Article paru dans le Bulletin N° 159
Par le colonel
Paul PAILLOLE
Le 17 septembre 1948, vers 16 heures, le Colonel André Sérot, médiateur de
l’O.N.U. était abattu par une rafale de pistolet-mitrailleur dans le
quartier juif de Jérusalem.
Il pressentait son destin.
Sa vision lucide de la situation créée au Moyen-Orient par les Nations
Unies, son analyse des caractères, son expérience de plus de vingt ans dans
les Services de Renseignements et de Sécurité, son robuste bon sens de
Vosgien, tout l’amenait à désespérer de voir un jour la paix dans ces pays
de passions et de rivalités livrés à l’aventure par les Nations Unies.
Un jour d’août 1948 il était venu en mission à Paris et m’avait consacré
quelques heures.
II m’avait confié ses déceptions devant ce qu’il pensait être sa mission de
Paix. Serein, il m’avait dit ses craintes pour l’avenir et aussi pour lui-
même
« Mourir à Jérusalem, Paillole, croyez-vous qu’un chrétien puisse avoir une
plus belle mort. »
Je ne l’ai plus revu. Un funeste pressentiment me faisait chaque jour
écouter les radios, lire les nouvelles, et puis est venu ce jour fatal où le
plus pur, le plus noble, le plus héroïque de nos soldats de la Paix est mort
assassiné.
Trois jours avant, le 14 septembre 1948, il écrivait à l’un de ses intimes
collaborateurs de la Sécurité Air qu’il avait créée en 1942 et dirigée
jusqu’en 1948, une lettre bouleversante de simplicité de vérité et de
stoïcisme.
Avec l’autorisation de son destinataire, le Colonel de l’Armée de l’Air
Panthène, nous en publions ci-après de larges extraits.
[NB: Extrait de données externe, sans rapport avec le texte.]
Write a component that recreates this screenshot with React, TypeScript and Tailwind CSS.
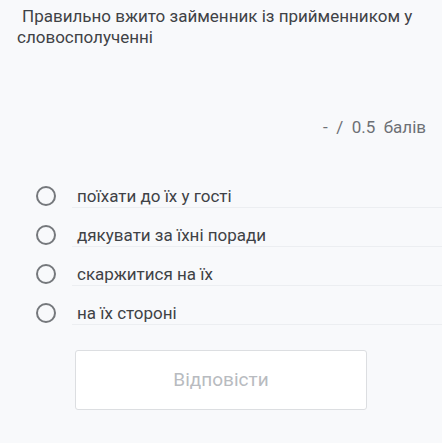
import React from "react"

const options = [
  "поїхати до їх у гості",
  "дякувати за їхні поради",
  "скаржитися на їх",
  "на їх стороні",
]

export default function App() {
  return (
    <div className="min-h-[443px] w-full bg-[#f8f9fb] font-['Roboto',sans-serif] overflow-hidden">
      <div className="pl-[17px] pt-[6px] text-[17px] leading-[21px] text-[#3f4246]">
        <div className="pl-[5px] whitespace-nowrap">Правильно вжито займенник із прийменником у</div>
        <div>словосполученні</div>
      </div>

      <div className="mt-[69px] pr-[16px] flex justify-end text-[17px] leading-[20px] text-[#6d7075] whitespace-pre">
        {"-  /  0.5  балів"}
      </div>

      <div className="mt-[32px]">
        {options.map((o) => (
          <div key={o} className="flex items-start">
            <div className="ml-[36px] mt-[17px] h-[20px] w-[20px] shrink-0 rounded-full border-[2.5px] border-[#75787c]" />
            <div className="ml-[16px] flex-1 border-b border-[#eceef1] pl-[5px] pt-[17px] pb-[1px] text-[17px] leading-[20px] text-[#3f4246]">
              {o}
            </div>
          </div>
        ))}
      </div>

      <div className="mx-[75px] mt-[25px] flex h-[60px] items-center justify-center rounded-[3px] border border-[#dcdee1] bg-white text-[19px] text-[#b8bbc0]">
        Відповісти
      </div>
    </div>
  )
}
Les anciens retrouveront dans ces lignes le visage de celui qui fut leur
chef et qu’ils ont vénéré.
Les plus jeunes et surtout ceux qui ont chaque année rendu hommage au
Colonel André Sérot devant sa stèle édifiée dans les locaux de leur service
de Sécurité, apprendront à mieux le connaître et à comprendre jusqu’où peut
aller l’esprit de sacrifice et la conception élevée du Devoir.
Tous pourront méditer sur le sort prévu, par Sérot et réservé à ce Moyen
Orient où s’enlise toujours une Paix impossible.
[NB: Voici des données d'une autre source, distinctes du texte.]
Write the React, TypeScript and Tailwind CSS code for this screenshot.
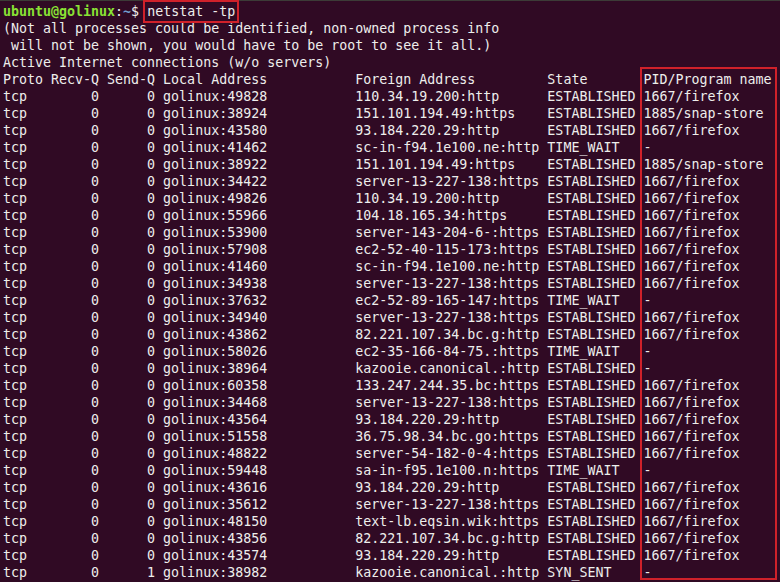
type Row = {
  local: string;
  foreign: string;
  state: string;
  pid: string;
  sendQ?: string;
};

const rows: Row[] = [
  { local: "49828", foreign: "110.34.19.200:http", state: "ESTABLISHED", pid: "1667/firefox" },
  { local: "38924", foreign: "151.101.194.49:https", state: "ESTABLISHED", pid: "1885/snap-store" },
  { local: "43580", foreign: "93.184.220.29:http", state: "ESTABLISHED", pid: "1667/firefox" },
  { local: "41462", foreign: "sc-in-f94.1e100.ne:http", state: "TIME_WAIT", pid: "-" },
  { local: "38922", foreign: "151.101.194.49:https", state: "ESTABLISHED", pid: "1885/snap-store" },
  { local: "34422", foreign: "server-13-227-138:https", state: "ESTABLISHED", pid: "1667/firefox" },
  { local: "49826", foreign: "110.34.19.200:http", state: "ESTABLISHED", pid: "1667/firefox" },
  { local: "55966", foreign: "104.18.165.34:https", state: "ESTABLISHED", pid: "1667/firefox" },
  { local: "53900", foreign: "server-143-204-6-:https", state: "ESTABLISHED", pid: "1667/firefox" },
  { local: "57908", foreign: "ec2-52-40-115-173:https", state: "ESTABLISHED", pid: "1667/firefox" },
  { local: "41460", foreign: "sc-in-f94.1e100.ne:http", state: "ESTABLISHED", pid: "1667/firefox" },
  { local: "34938", foreign: "server-13-227-138:https", state: "ESTABLISHED", pid: "1667/firefox" },
  { local: "37632", foreign: "ec2-52-89-165-147:https", state: "TIME_WAIT", pid: "-" },
  { local: "34940", foreign: "server-13-227-138:https", state: "ESTABLISHED", pid: "1667/firefox" },
  { local: "43862", foreign: "82.221.107.34.bc.g:http", state: "ESTABLISHED", pid: "1667/firefox" },
  { local: "58026", foreign: "ec2-35-166-84-75.:https", state: "TIME_WAIT", pid: "-" },
  { local: "38964", foreign: "kazooie.canonical.:http", state: "ESTABLISHED", pid: "-" },
  { local: "60358", foreign: "133.247.244.35.bc:https", state: "ESTABLISHED", pid: "1667/firefox" },
  { local: "34468", foreign: "server-13-227-138:https", state: "ESTABLISHED", pid: "1667/firefox" },
  { local: "43564", foreign: "93.184.220.29:http", state: "ESTABLISHED", pid: "1667/firefox" },
  { local: "51558", foreign: "36.75.98.34.bc.go:https", state: "ESTABLISHED", pid: "1667/firefox" },
  { local: "48822", foreign: "server-54-182-0-4:https", state: "ESTABLISHED", pid: "1667/firefox" },
  { local: "59448", foreign: "sa-in-f95.1e100.n:https", state: "TIME_WAIT", pid: "-" },
  { local: "43616", foreign: "93.184.220.29:http", state: "ESTABLISHED", pid: "1667/firefox" },
  { local: "35612", foreign: "server-13-227-138:https", state: "ESTABLISHED", pid: "1667/firefox" },
  { local: "48150", foreign: "text-lb.eqsin.wik:https", state: "ESTABLISHED", pid: "1667/firefox" },
  { local: "43856", foreign: "82.221.107.34.bc.g:http", state: "ESTABLISHED", pid: "1667/firefox" },
  { local: "43574", foreign: "93.184.220.29:http", state: "ESTABLISHED", pid: "1667/firefox" },
  { local: "38982", foreign: "kazooie.canonical.:http", state: "SYN_SENT", pid: "-", sendQ: "1" },
];

// netstat column layout: proto 5, recv-q 6, send-q 6, local 23, foreign 23, state 11
const formatRow = (r: Row) =>
  "tcp".padEnd(5) +
  " " +
  "0".padStart(6) +
  " " +
  (r.sendQ ?? "0").padStart(6) +
  " " +
  ("golinux:" + r.local).padEnd(23) +
  " " +
  r.foreign.padEnd(23) +
  " " +
  r.state.padEnd(11) +
  " " +
  r.pid;

const header =
  "Proto Recv-Q Send-Q Local Address           Foreign Address         State       PID/Program name";

export default function App() {
  return (
    <div className="w-[780px] h-[582px] overflow-hidden bg-[#300a24] text-[#eeeeec]">
      <div className="h-px bg-[#3c3b37]" />
      <pre
        className="pl-[3px] pt-[2px] text-[13.3px] leading-[17px] whitespace-pre"
        style={{ fontFamily: '"DejaVu Sans Mono", "Liberation Mono", monospace' }}
      >
        <div>
          <span className="font-bold text-[#8ae234]">ubuntu@golinux</span>
          <span>:</span>
          <span className="font-bold text-[#729fcf]">~</span>
          <span>$ </span>
          <span className="outline-2 outline-offset-2 outline-[#d0212a]">netstat -tp</span>
        </div>
        <div>(Not all processes could be identified, non-owned process info</div>
        <div> will not be shown, you would have to be root to see it all.)</div>
        <div>Active Internet connections (w/o servers)</div>
        <div className="relative">
          {/* red annotation box around PID column */}
          <div className="absolute left-[637px] right-[3px] top-[-4px] h-[513px] border-2 border-[#d0212a]" />
          <div>{header}</div>
          {rows.map((r, i) => (
            <div key={i}>{formatRow(r)}</div>
          ))}
        </div>
      </pre>
    </div>
  );
}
Jérusalem, 14 septembre 1948.
Mon cher ami,
Aujourd’hui, j’en suis à mon 54e jour de mon second séjour à Jérusalem. Mais
cette seconde trêve n’est pas du tout la même que la précédente, — autrement
dit, il n’y a pas de trêve à Jérusalem. Nous avons eu, des journées et des
nuits, de véritables batailles et nous nous bornons à enregistrer les coups.
L’avant-dernière nuit par exemple, les observateurs, dans le secteur nord
ont enregistré plus de 400 coups de mortiers. Cette nuit-ci, c’est la
colline de Sion qui a été le centre d’activité.
Et nous sommes en plein dans le bain. Le couvent des Dominicains où j’habite
avec huit officiers est en première ligne.
A cinq miles de là, l’Américan School où se trouve mon P.C. et où habitent
une vingtaine d’Officiers. Entre les deux une petite butte sur laquelle
l’arab legion a installé un Canon de 57 antichars et s’amuse de temps en
temps à chatouiller les juifs avec son frère jumeau installé lui de l’autre
côté des Dominicains. Et les Juifs les contrebattent à coup de mortiers...
Nuit et jour, douze à quatorze observateurs sont en ligne de chaque côté.
C’est très dur comme travail, et ce n’est pas sans danger vous le voyez.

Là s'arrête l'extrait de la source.